I know that I need to show $R(T)^{\bot}=N(T)$ and $N(T)^{\bot}=R(T)$. I'm stuck on actually solving R(T) and N(T) given T(f(x))=f(x)-f(1).
I started with the basis of $P_1(\mathbb{R})$, so $R(T)=span(\{T(1),T(x)\})$, but I'm not sure what $T(1)$ and $T(x)$ equals.
If it helps, in a class example we had that $T(1)$ and $T(x)$ equals $span(\{1,0\})$ when $T(f(x))=f(0)$
Additionally, I began to set up the null, and ran into a similar problem. I have $N(T)=\{a+bx\in P_1\mathbb(R)|T(ax+b)\}$ so far.
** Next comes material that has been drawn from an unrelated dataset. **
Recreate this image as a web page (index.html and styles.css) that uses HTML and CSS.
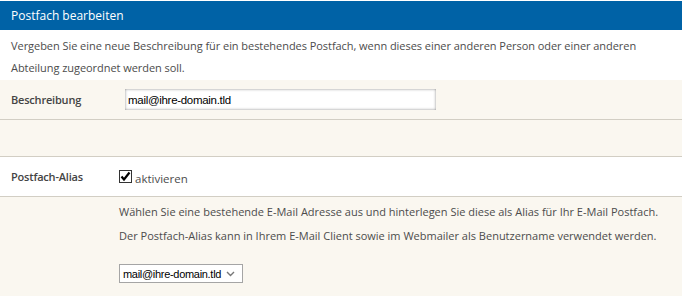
FILE: index.html
```html
<!DOCTYPE html>
<html lang="de">
<head>
  <meta charset="UTF-8">
  <title>Postfach bearbeiten</title>
  <link rel="stylesheet" href="styles.css">
</head>
<body>
  <div class="panel">
    <h1 class="panel-title">Postfach bearbeiten</h1>
    <p class="intro">Vergeben Sie eine neue Beschreibung für ein bestehendes Postfach, wenn dieses einer anderen Person oder einer anderen Abteilung zugeordnet werden soll.</p>

    <div class="row row-alt">
      <label class="row-label" for="desc">Beschreibung</label>
      <div class="row-field">
        <input class="text-input" id="desc" type="text" value="mail@ihre-domain.tld">
      </div>
    </div>

    <div class="row row-alt row-empty"></div>

    <div class="row">
      <span class="row-label">Postfach-Alias</span>
      <div class="row-field">
        <label class="check">
          <span class="check-box">
            <svg width="11" height="11" viewBox="0 0 11 11"><path d="M1.5 5.5 L4 8.5 L9.5 1.5" fill="none" stroke="#000" stroke-width="2.2"/></svg>
          </span>
          <span class="check-text">aktivieren</span>
        </label>
      </div>
    </div>

    <div class="row row-alt row-last">
      <span class="row-label"></span>
      <div class="row-field">
        <p class="hint">Wählen Sie eine bestehende E-Mail Adresse aus und hinterlegen Sie diese als Alias für Ihr E-Mail Postfach.<br>Der Postfach-Alias kann in Ihrem E-Mail Client sowie im Webmailer als Benutzername verwendet werden.</p>
        <div class="select">
          <span>mail@ihre-domain.tld</span>
          <svg width="9" height="6" viewBox="0 0 9 6"><path d="M1 1 L4.5 4.5 L8 1" fill="none" stroke="#777" stroke-width="1.4"/></svg>
        </div>
      </div>
    </div>
  </div>
</body>
</html>
```

FILE: styles.css
```css
body {
  margin: 0;
  padding-top: 1px;
  background: #fff;
  font-family: 'Open Sans', sans-serif;
  font-size: 11px;
  color: #4c4c4c;
}
.panel {
  width: 682px;
}
.panel-title {
  margin: 0;
  height: 29px;
  line-height: 29px;
  padding-left: 11px;
  background: #0062a6;
  color: #fff;
  font-size: 12px;
  font-weight: normal;
}
.intro {
  margin: 0;
  padding: 5px 11px 1px;
  line-height: 22px;
  letter-spacing: -0.05px;
}
.row {
  display: flex;
  align-items: center;
  height: 39px;
  border-bottom: 1px solid #d2cec4;
}
.row-alt {
  background: #faf7f0;
}
.row-empty {
  height: 36px;
}
.row-last {
  align-items: flex-start;
  height: auto;
  border-bottom: none;
  padding-bottom: 20px;
}
.row-label {
  width: 119px;
  padding-left: 11px;
  box-sizing: border-box;
  font-weight: 600;
  letter-spacing: -0.2px;
  color: #444;
  flex-shrink: 0;
}
.row-field {
  flex: 1;
}
.text-input {
  display: block;
  margin-left: 6px;
  width: 311px;
  height: 21px;
  box-sizing: border-box;
  border: none;
  box-shadow: inset 0 0 3px #8c8c8c;
  padding: 0 3px;
  font-family: 'Liberation Sans', sans-serif;
  font-size: 11.5px;
  letter-spacing: -0.3px;
  color: #000;
  background: #fff;
}
.check {
  display: flex;
  align-items: center;
  gap: 3px;
  font-size: 11.5px;
}
.check-text {
  padding-top: 3px;
}
.check-box {
  display: flex;
  align-items: center;
  justify-content: center;
  width: 11px;
  height: 11px;
  border: 1px solid #333;
  background: #fff;
}
.hint {
  margin: 3px 0 0;
  line-height: 24px;
}
.select {
  display: flex;
  align-items: center;
  justify-content: space-between;
  margin-top: 16px;
  width: 124px;
  height: 19px;
  box-sizing: border-box;
  border: 1px solid #a5a5a5;
  background: #fff;
  padding: 0 7px 0 3px;
  white-space: nowrap;
  font-family: 'Liberation Sans', sans-serif;
  font-size: 11px;
  letter-spacing: -0.3px;
  color: #000;
}
```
For each $f(x)\in P_1(\Bbb R)$, $T\bigl(f(x)\bigr)$ is a polynomial such that $T\bigl(f(1)\bigr)=0$. This suggests that $T$ is the orthogonal projection on$$\{p(x)\in P_1(\Bbb R)\mid p(1)=0\}=\{ax-a\mid a\in\Bbb R\}.\tag1$$On the other hand $\ker T$ is the set of all constant polynomials (since $p(x)\in\ker T\iff p(x)-p(1)=0$). And, if $k$ is a constant polynomial, then$$\langle k,ax-a\rangle=\int_0^2ka(x-1)\,\mathrm dx=0.$$So, $T$ is indeed the orthogonal projection on $(1)$.